**Dataset extract**
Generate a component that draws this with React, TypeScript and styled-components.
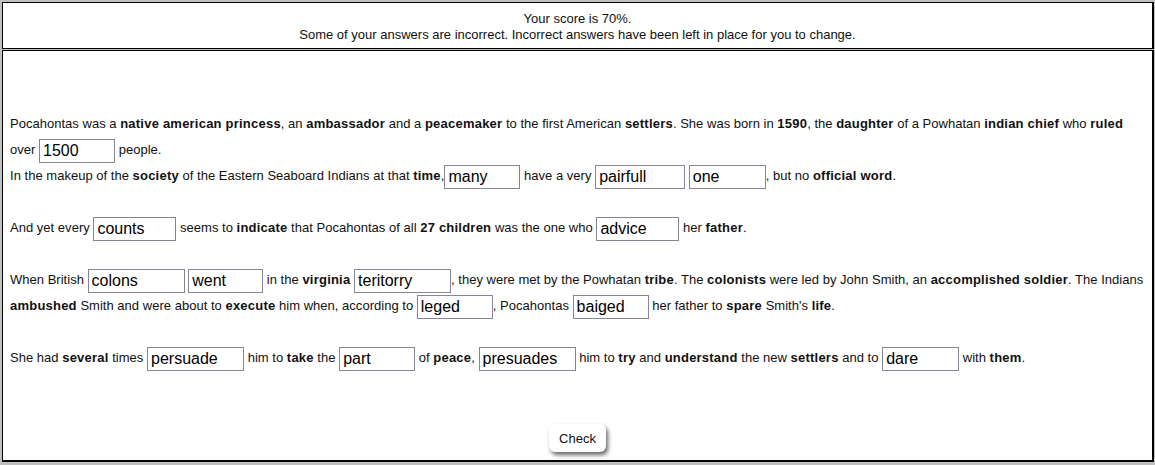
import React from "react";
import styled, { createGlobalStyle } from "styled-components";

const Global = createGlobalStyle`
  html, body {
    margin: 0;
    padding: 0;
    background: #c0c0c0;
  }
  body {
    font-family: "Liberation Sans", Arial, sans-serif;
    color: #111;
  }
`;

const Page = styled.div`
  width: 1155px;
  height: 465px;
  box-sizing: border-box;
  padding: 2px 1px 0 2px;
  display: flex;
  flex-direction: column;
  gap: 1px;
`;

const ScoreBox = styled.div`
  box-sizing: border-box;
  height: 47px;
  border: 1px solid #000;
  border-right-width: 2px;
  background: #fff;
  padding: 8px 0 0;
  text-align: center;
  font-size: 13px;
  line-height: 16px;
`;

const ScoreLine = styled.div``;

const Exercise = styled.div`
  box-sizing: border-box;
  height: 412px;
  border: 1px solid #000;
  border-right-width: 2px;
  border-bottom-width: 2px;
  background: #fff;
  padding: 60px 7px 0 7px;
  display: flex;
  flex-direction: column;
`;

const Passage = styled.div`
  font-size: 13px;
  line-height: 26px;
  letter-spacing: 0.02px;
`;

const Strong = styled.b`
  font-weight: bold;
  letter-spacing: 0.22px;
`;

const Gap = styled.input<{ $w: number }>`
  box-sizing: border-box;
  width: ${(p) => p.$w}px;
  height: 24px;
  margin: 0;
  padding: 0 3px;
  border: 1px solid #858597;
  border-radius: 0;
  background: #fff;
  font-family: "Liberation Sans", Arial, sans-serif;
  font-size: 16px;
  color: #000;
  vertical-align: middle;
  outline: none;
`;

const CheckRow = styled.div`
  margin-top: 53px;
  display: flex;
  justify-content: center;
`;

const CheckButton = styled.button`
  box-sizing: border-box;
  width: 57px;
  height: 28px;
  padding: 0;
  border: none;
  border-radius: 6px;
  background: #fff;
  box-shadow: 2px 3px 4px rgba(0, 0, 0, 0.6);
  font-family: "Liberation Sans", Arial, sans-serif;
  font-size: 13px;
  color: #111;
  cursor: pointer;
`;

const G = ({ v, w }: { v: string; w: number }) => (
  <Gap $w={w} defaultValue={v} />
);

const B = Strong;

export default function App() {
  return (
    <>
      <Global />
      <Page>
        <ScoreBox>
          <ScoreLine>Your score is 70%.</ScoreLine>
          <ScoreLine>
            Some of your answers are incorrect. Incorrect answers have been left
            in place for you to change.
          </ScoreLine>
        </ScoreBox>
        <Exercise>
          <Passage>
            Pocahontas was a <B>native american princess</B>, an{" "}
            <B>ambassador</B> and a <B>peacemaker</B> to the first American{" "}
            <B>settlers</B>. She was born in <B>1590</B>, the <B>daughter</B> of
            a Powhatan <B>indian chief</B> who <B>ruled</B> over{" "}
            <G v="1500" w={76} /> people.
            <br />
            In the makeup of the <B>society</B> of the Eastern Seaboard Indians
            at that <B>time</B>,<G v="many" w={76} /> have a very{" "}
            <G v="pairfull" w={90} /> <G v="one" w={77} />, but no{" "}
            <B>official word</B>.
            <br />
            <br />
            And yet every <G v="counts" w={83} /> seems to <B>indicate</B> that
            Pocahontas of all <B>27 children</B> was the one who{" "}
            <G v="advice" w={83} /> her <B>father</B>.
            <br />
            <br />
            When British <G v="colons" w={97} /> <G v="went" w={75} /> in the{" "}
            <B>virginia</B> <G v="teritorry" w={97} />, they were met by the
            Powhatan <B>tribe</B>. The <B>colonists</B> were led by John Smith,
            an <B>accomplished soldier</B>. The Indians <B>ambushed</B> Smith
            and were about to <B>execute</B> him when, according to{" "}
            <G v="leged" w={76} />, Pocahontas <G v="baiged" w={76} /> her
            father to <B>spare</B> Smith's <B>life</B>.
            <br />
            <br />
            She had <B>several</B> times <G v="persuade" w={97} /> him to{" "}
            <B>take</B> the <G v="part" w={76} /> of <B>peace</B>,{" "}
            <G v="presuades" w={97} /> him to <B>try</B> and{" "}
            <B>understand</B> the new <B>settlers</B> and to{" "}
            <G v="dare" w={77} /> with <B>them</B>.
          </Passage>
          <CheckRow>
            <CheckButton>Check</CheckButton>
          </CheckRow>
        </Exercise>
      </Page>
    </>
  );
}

**Written instruction**
Retype each line of the listing above word for word. Exclude the pictures.

**Solution to this exercise**
Generate a component that draws this with React, TypeScript and styled-components.
import React from "react";
import styled, { createGlobalStyle } from "styled-components";

const Global = createGlobalStyle`
  html, body {
    margin: 0;
    padding: 0;
    background: #c0c0c0;
  }
  body {
    font-family: "Liberation Sans", Arial, sans-serif;
    color: #111;
  }
`;

const Page = styled.div`
  width: 1155px;
  height: 465px;
  box-sizing: border-box;
  padding: 2px 1px 0 2px;
  display: flex;
  flex-direction: column;
  gap: 1px;
`;

const ScoreBox = styled.div`
  box-sizing: border-box;
  height: 47px;
  border: 1px solid #000;
  border-right-width: 2px;
  background: #fff;
  padding: 8px 0 0;
  text-align: center;
  font-size: 13px;
  line-height: 16px;
`;

const ScoreLine = styled.div``;

const Exercise = styled.div`
  box-sizing: border-box;
  height: 412px;
  border: 1px solid #000;
  border-right-width: 2px;
  border-bottom-width: 2px;
  background: #fff;
  padding: 60px 7px 0 7px;
  display: flex;
  flex-direction: column;
`;

const Passage = styled.div`
  font-size: 13px;
  line-height: 26px;
  letter-spacing: 0.02px;
`;

const Strong = styled.b`
  font-weight: bold;
  letter-spacing: 0.22px;
`;

const Gap = styled.input<{ $w: number }>`
  box-sizing: border-box;
  width: ${(p) => p.$w}px;
  height: 24px;
  margin: 0;
  padding: 0 3px;
  border: 1px solid #858597;
  border-radius: 0;
  background: #fff;
  font-family: "Liberation Sans", Arial, sans-serif;
  font-size: 16px;
  color: #000;
  vertical-align: middle;
  outline: none;
`;

const CheckRow = styled.div`
  margin-top: 53px;
  display: flex;
  justify-content: center;
`;

const CheckButton = styled.button`
  box-sizing: border-box;
  width: 57px;
  height: 28px;
  padding: 0;
  border: none;
  border-radius: 6px;
  background: #fff;
  box-shadow: 2px 3px 4px rgba(0, 0, 0, 0.6);
  font-family: "Liberation Sans", Arial, sans-serif;
  font-size: 13px;
  color: #111;
  cursor: pointer;
`;

const G = ({ v, w }: { v: string; w: number }) => (
  <Gap $w={w} defaultValue={v} />
);

const B = Strong;

export default function App() {
  return (
    <>
      <Global />
      <Page>
        <ScoreBox>
          <ScoreLine>Your score is 70%.</ScoreLine>
          <ScoreLine>
            Some of your answers are incorrect. Incorrect answers have been left
            in place for you to change.
          </ScoreLine>
        </ScoreBox>
        <Exercise>
          <Passage>
            Pocahontas was a <B>native american princess</B>, an{" "}
            <B>ambassador</B> and a <B>peacemaker</B> to the first American{" "}
            <B>settlers</B>. She was born in <B>1590</B>, the <B>daughter</B> of
            a Powhatan <B>indian chief</B> who <B>ruled</B> over{" "}
            <G v="1500" w={76} /> people.
            <br />
            In the makeup of the <B>society</B> of the Eastern Seaboard Indians
            at that <B>time</B>,<G v="many" w={76} /> have a very{" "}
            <G v="pairfull" w={90} /> <G v="one" w={77} />, but no{" "}
            <B>official word</B>.
            <br />
            <br />
            And yet every <G v="counts" w={83} /> seems to <B>indicate</B> that
            Pocahontas of all <B>27 children</B> was the one who{" "}
            <G v="advice" w={83} /> her <B>father</B>.
            <br />
            <br />
            When British <G v="colons" w={97} /> <G v="went" w={75} /> in the{" "}
            <B>virginia</B> <G v="teritorry" w={97} />, they were met by the
            Powhatan <B>tribe</B>. The <B>colonists</B> were led by John Smith,
            an <B>accomplished soldier</B>. The Indians <B>ambushed</B> Smith
            and were about to <B>execute</B> him when, according to{" "}
            <G v="leged" w={76} />, Pocahontas <G v="baiged" w={76} /> her
            father to <B>spare</B> Smith's <B>life</B>.
            <br />
            <br />
            She had <B>several</B> times <G v="persuade" w={97} /> him to{" "}
            <B>take</B> the <G v="part" w={76} /> of <B>peace</B>,{" "}
            <G v="presuades" w={97} /> him to <B>try</B> and{" "}
            <B>understand</B> the new <B>settlers</B> and to{" "}
            <G v="dare" w={77} /> with <B>them</B>.
          </Passage>
          <CheckRow>
            <CheckButton>Check</CheckButton>
          </CheckRow>
        </Exercise>
      </Page>
    </>
  );
}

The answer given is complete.